Somos, normalmente, desconfiados, refugiando-nos permanentemente na necessidade de proteger os dados, os direitos autorais, temendo que os alunos possam socorrer-se de métodos menos adequados para realizar as suas avaliações, rejeitando acompanhar a evolução meteórica das novas tecnologias antes de serem pensadas regras jurídicas que possam enquadrar a sua utilização.
No entanto, como diz o provérbio, a necessidade aguça o engenho, pelo que todos, sem exceção, nos vimos forçados a embarcar nesta aventura digital, deixando-nos contagiar por métodos e técnicas que até aqui eram menos conhecidos e, sobretudo, menos utilizados. E tem sido uma experiência notável, que nos fez rejuvenescer, que nos obrigou a adaptar, que nos impôs a frequência de webinares, que nos abriu as portas deste admirável mundo novo, passando docentes e alunos a partilhar ecrãs, chats, videochamadas, tornando-nos mais próximos.
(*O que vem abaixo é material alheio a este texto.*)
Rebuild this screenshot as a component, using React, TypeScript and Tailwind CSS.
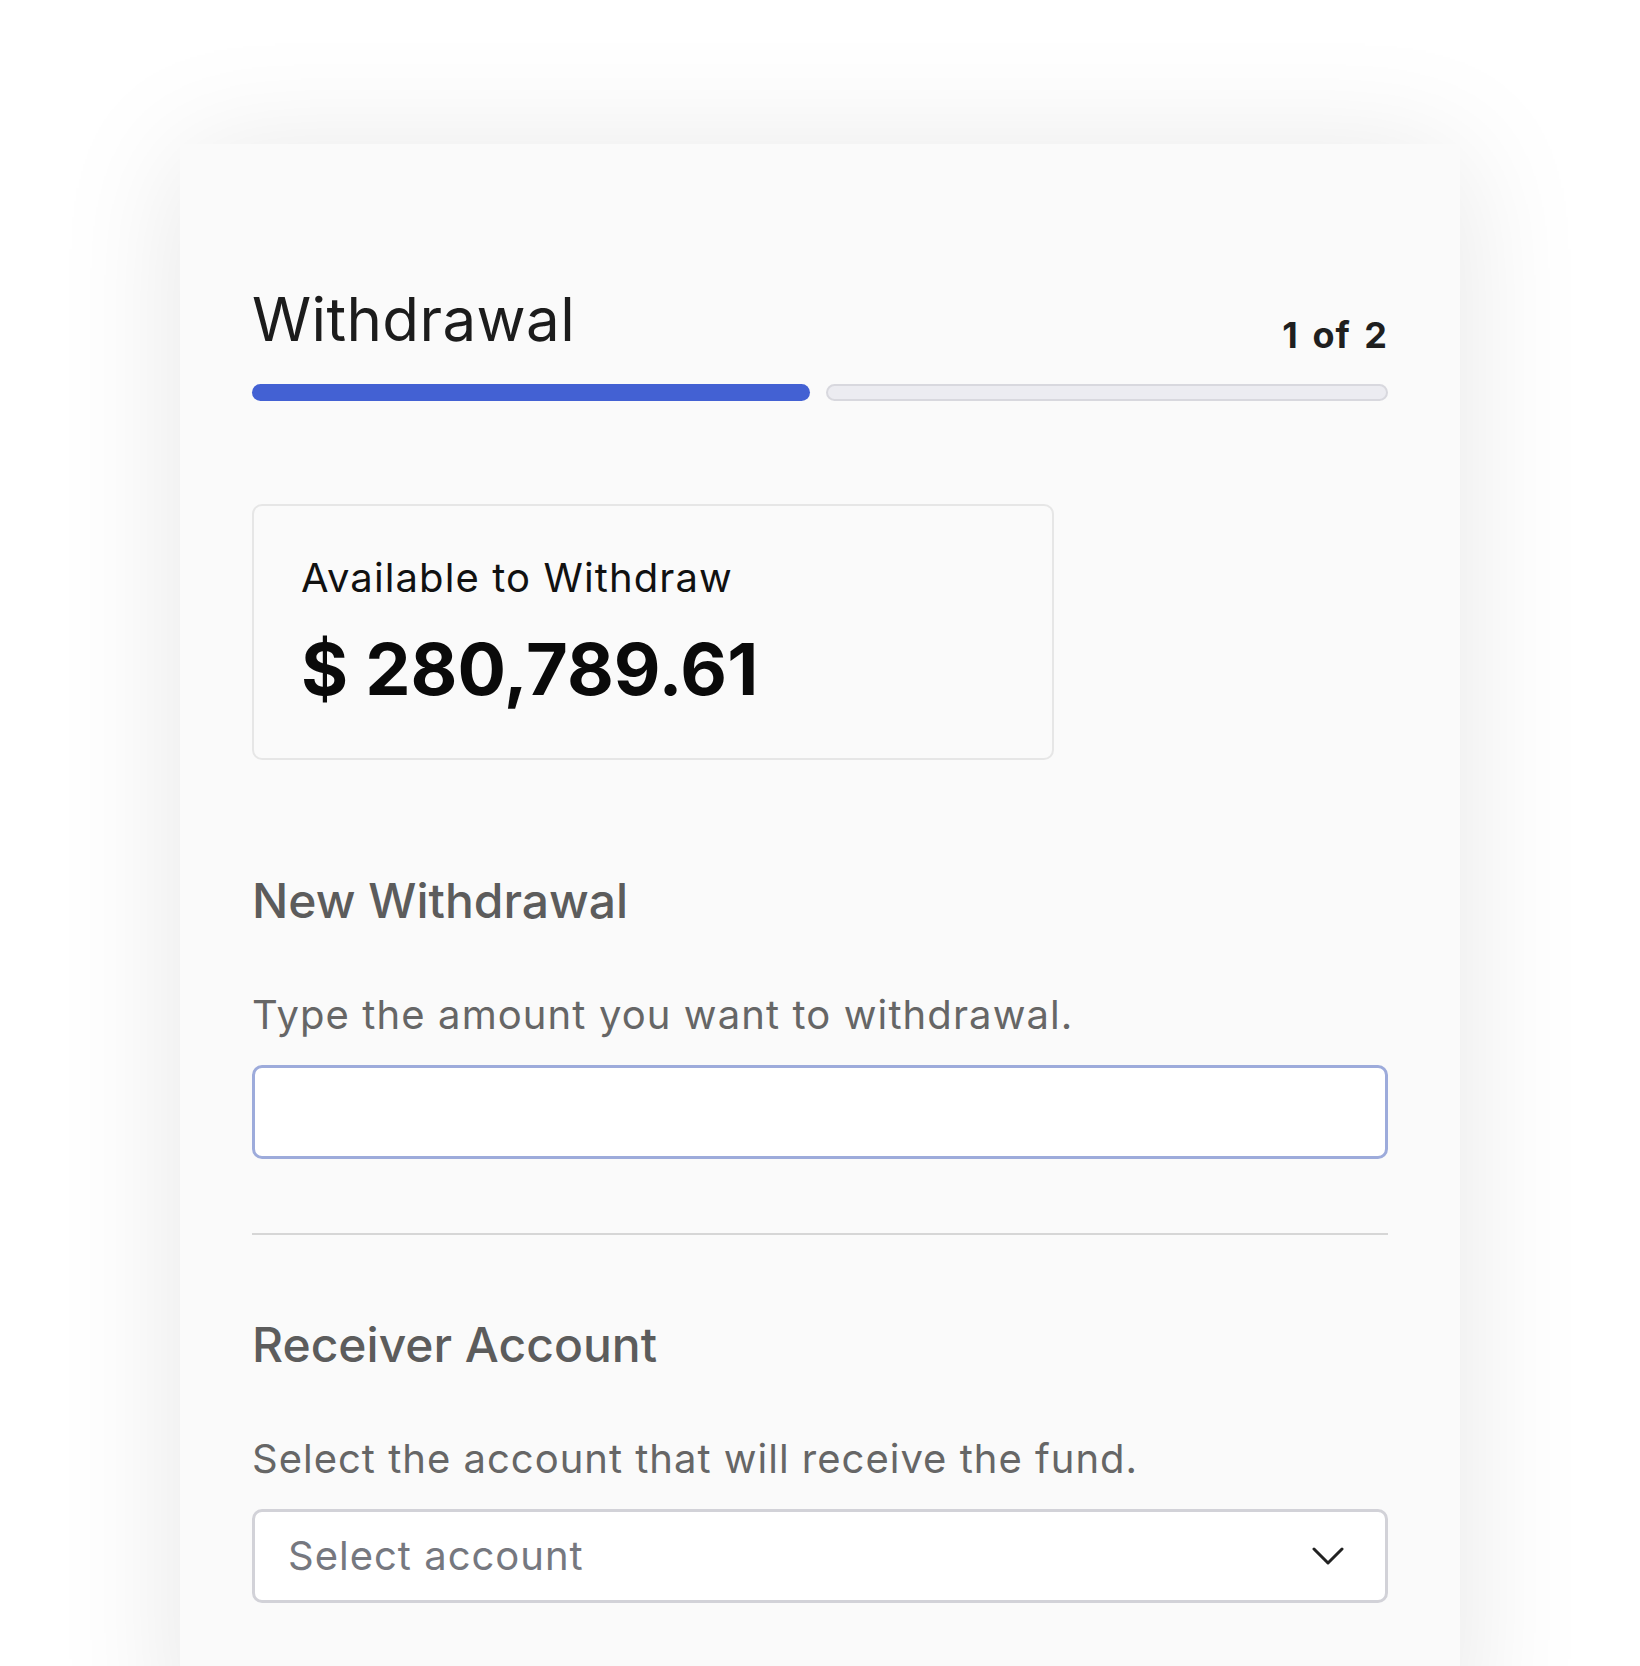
import React from "react";

export default function App() {
  return (
    <div className="h-[1666px] overflow-hidden bg-white pt-[144px] font-['Inter','Noto_Sans',sans-serif]">
      <div className="mx-auto min-h-[1600px] w-[1280px] bg-[#fafafa] px-[72px] pt-[145px] shadow-[0_10px_120px_rgba(0,0,0,0.10)]">
        <div className="flex items-end justify-between">
          <h1 className="text-[60px] leading-none font-normal tracking-[0.4px] text-[#1c1c1c]">Withdrawal</h1>
          <span className="text-[36px] leading-[28px] font-bold tracking-[1px] text-[#1f1f1f] [word-spacing:4px]">1 of 2</span>
        </div>

        <div className="mt-[35px] flex h-[17px] gap-4">
          <div className="flex-1 rounded-full bg-[#4361d3]" />
          <div className="flex-1 rounded-full border-2 border-[#d8d8de] bg-[#ececf1]" />
        </div>

        <div className="mt-[103px] w-[802px] rounded-[10px] border-2 border-[#e6e6e6] bg-[#fafafa] pt-[52px] pb-[53px] pl-[47px]">
          <p className="text-[40px] leading-none tracking-[1.1px] text-[#111111]">Available to Withdraw</p>
          <p className="mt-[35px] text-[72px] leading-none font-bold text-[#0a0a0a]">$ 280,789.61</p>
        </div>

        <h2 className="mt-[117px] text-[48px] leading-none font-medium text-[#5c5c5c]">New Withdrawal</h2>
        <p className="mt-[70px] text-[40px] leading-none tracking-[1.1px] text-[#666666]">Type the amount you want to withdrawal.</p>
        <input
          type="text"
          aria-label="Amount"
          className="mt-[30px] block h-[94px] w-full rounded-[10px] border-[3px] border-[#9dabdb] bg-white px-[34px] text-[40px] outline-none"
        />

        <div className="mt-[74px] h-[2px] w-full bg-[#d6d6d6]" />

        <h2 className="mt-[86px] text-[48px] leading-none font-medium text-[#5c5c5c]">Receiver Account</h2>
        <p className="mt-[70px] text-[40px] leading-none tracking-[1px] text-[#666666]">Select the account that will receive the fund.</p>
        <div className="mt-[30px] flex h-[94px] w-full items-center justify-between rounded-[10px] border-[3px] border-[#d2d2d8] bg-white pr-[41px] pl-[33px]">
          <span className="text-[40px] leading-none tracking-[1px] text-[#76787f]">Select account</span>
          <svg width="32" height="18" viewBox="0 0 32 18" fill="none" aria-hidden="true">
            <path d="M2 2 L16 16 L30 2" stroke="#222222" strokeWidth="3" strokeLinecap="round" strokeLinejoin="round" />
          </svg>
        </div>
      </div>
    </div>
  );
}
Claro está que para quem, como eu, há mais de 30 anos, partilha salas com alunos, interage com os mesmos, cultiva o bom relacionamento docente/aluno, a falta do contacto, a ausência física e a impossibilidade de perceber as reações ou de trocar experiências presenciais com os estudantes são claramente impeditivos de podermos desfrutar plenamente da profissão que abraçámos.
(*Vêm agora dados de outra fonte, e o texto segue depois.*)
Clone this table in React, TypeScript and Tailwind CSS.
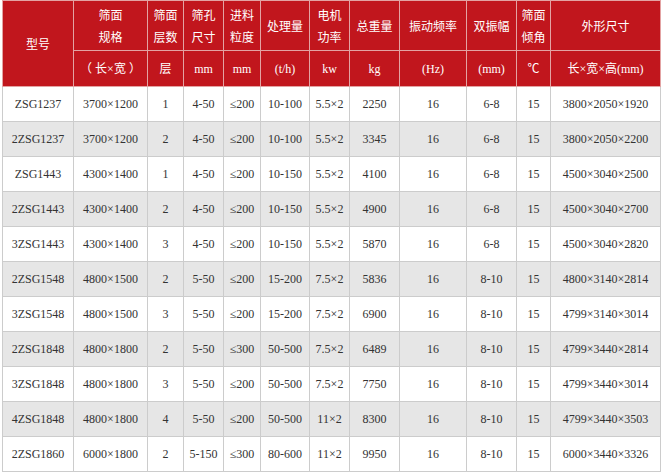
const COLS = [71, 74, 36, 40, 37, 49, 40, 50, 67, 50, 34, 110];

const HEAD_TOP: string[][] = [
  ['筛面', '规格'],
  ['筛面', '层数'],
  ['筛孔', '尺寸'],
  ['进料', '粒度'],
  ['处理量'],
  ['电机', '功率'],
  ['总重量'],
  ['振动频率'],
  ['双振幅'],
  ['筛面', '倾角'],
  ['外形尺寸'],
];

const HEAD_UNITS = ['（ 长×宽 ）', '层', 'mm', 'mm', '(t/h)', 'kw', 'kg', '(Hz)', '(mm)', '℃', '长×宽×高(mm)'];

const ROWS: string[][] = [
  ['ZSG1237', '3700×1200', '1', '4-50', '≤200', '10-100', '5.5×2', '2250', '16', '6-8', '15', '3800×2050×1920'],
  ['2ZSG1237', '3700×1200', '2', '4-50', '≤200', '10-100', '5.5×2', '3345', '16', '6-8', '15', '3800×2050×2200'],
  ['ZSG1443', '4300×1400', '1', '4-50', '≤200', '10-150', '5.5×2', '4100', '16', '6-8', '15', '4500×3040×2500'],
  ['2ZSG1443', '4300×1400', '2', '4-50', '≤200', '10-150', '5.5×2', '4900', '16', '6-8', '15', '4500×3040×2700'],
  ['3ZSG1443', '4300×1400', '3', '4-50', '≤200', '10-150', '5.5×2', '5870', '16', '6-8', '15', '4500×3040×2820'],
  ['2ZSG1548', '4800×1500', '2', '5-50', '≤200', '15-200', '7.5×2', '5836', '16', '8-10', '15', '4800×3140×2814'],
  ['3ZSG1548', '4800×1500', '3', '5-50', '≤200', '15-200', '7.5×2', '6900', '16', '8-10', '15', '4799×3140×3014'],
  ['2ZSG1848', '4800×1800', '2', '5-50', '≤300', '50-500', '7.5×2', '6489', '16', '8-10', '15', '4799×3440×2814'],
  ['3ZSG1848', '4800×1800', '3', '5-50', '≤200', '50-500', '7.5×2', '7750', '16', '8-10', '15', '4799×3440×3014'],
  ['4ZSG1848', '4800×1800', '4', '5-50', '≤200', '50-500', '11×2', '8300', '16', '8-10', '15', '4799×3440×3503'],
  ['2ZSG1860', '6000×1800', '2', '5-150', '≤300', '80-600', '11×2', '9950', '16', '8-10', '15', '6000×3440×3326'],
];

const FONT = "font-['Liberation_Serif','Noto_Sans_CJK_SC',serif]";
const CJK = "font-['Noto_Sans_CJK_SC','Liberation_Sans',sans-serif]";

export default function App() {
  return (
    <div className="h-[473px] w-[666px] bg-white pl-[2px]">
      <table className={`w-[658px] table-fixed border-collapse text-center ${FONT}`}>
        <colgroup>
          {COLS.map((w, i) => (
            <col key={i} style={{ width: w }} />
          ))}
        </colgroup>
        <thead className="bg-[#c1161d] text-white">
          <tr className="h-[50px]">
            <th
              rowSpan={2}
              className={`border border-[#e3a3a3] text-[12px] font-normal ${CJK}`}
            >
              型号
            </th>
            {HEAD_TOP.map((lines, i) => (
              <th
                key={i}
                className={`border border-[#e3a3a3] p-0 text-[12px] font-normal leading-[22px] ${CJK}`}
              >
                {lines.map((l) => (
                  <div key={l}>{l}</div>
                ))}
              </th>
            ))}
          </tr>
          <tr className="h-[36px]">
            {HEAD_UNITS.map((u, i) => (
              <th
                key={i}
                className="whitespace-nowrap border border-[#e3a3a3] p-0 text-[12px] font-normal"
              >
                {u}
              </th>
            ))}
          </tr>
        </thead>
        <tbody className="text-[12px] text-[#333333]">
          {ROWS.map((r, ri) => (
            <tr key={ri} className={`h-[35px] ${ri % 2 === 1 ? 'bg-[#e6e6e6]' : 'bg-white'}`}>
              {r.map((c, ci) => (
                <td key={ci} className="whitespace-nowrap border border-[#cccccc] p-0">
                  {c}
                </td>
              ))}
            </tr>
          ))}
        </tbody>
      </table>
    </div>
  );
}
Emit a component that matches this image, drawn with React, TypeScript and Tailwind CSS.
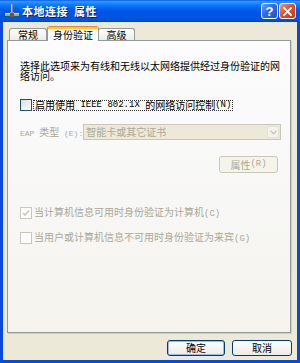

Assim, agradecendo a todos os estudantes que diariamente me aturam e aos meus congéneres através de um ecrã, julgo poder dizer, em nome de todos, que aguardamos ansiosamente pelo regresso às aulas presenciais, sem prejuízo de estarmos hoje bem mais preparados do que há dois meses atrás para lidar com as consequências do afastamento e de termos sabido aprender, em tempo recorde, a exercer o nosso ofício sem sair das nossas casas e de estar ao pé das nossas famílias.
O confinamento foi para nós, como para tantos outros, um tempo de aprendizagem, que nos fez dar importância a coisas que desvalorizávamos e que nos ensinou coisas que desconhecíamos, tornando-nos mais aptos para sobrevir neste século repleto de contradições.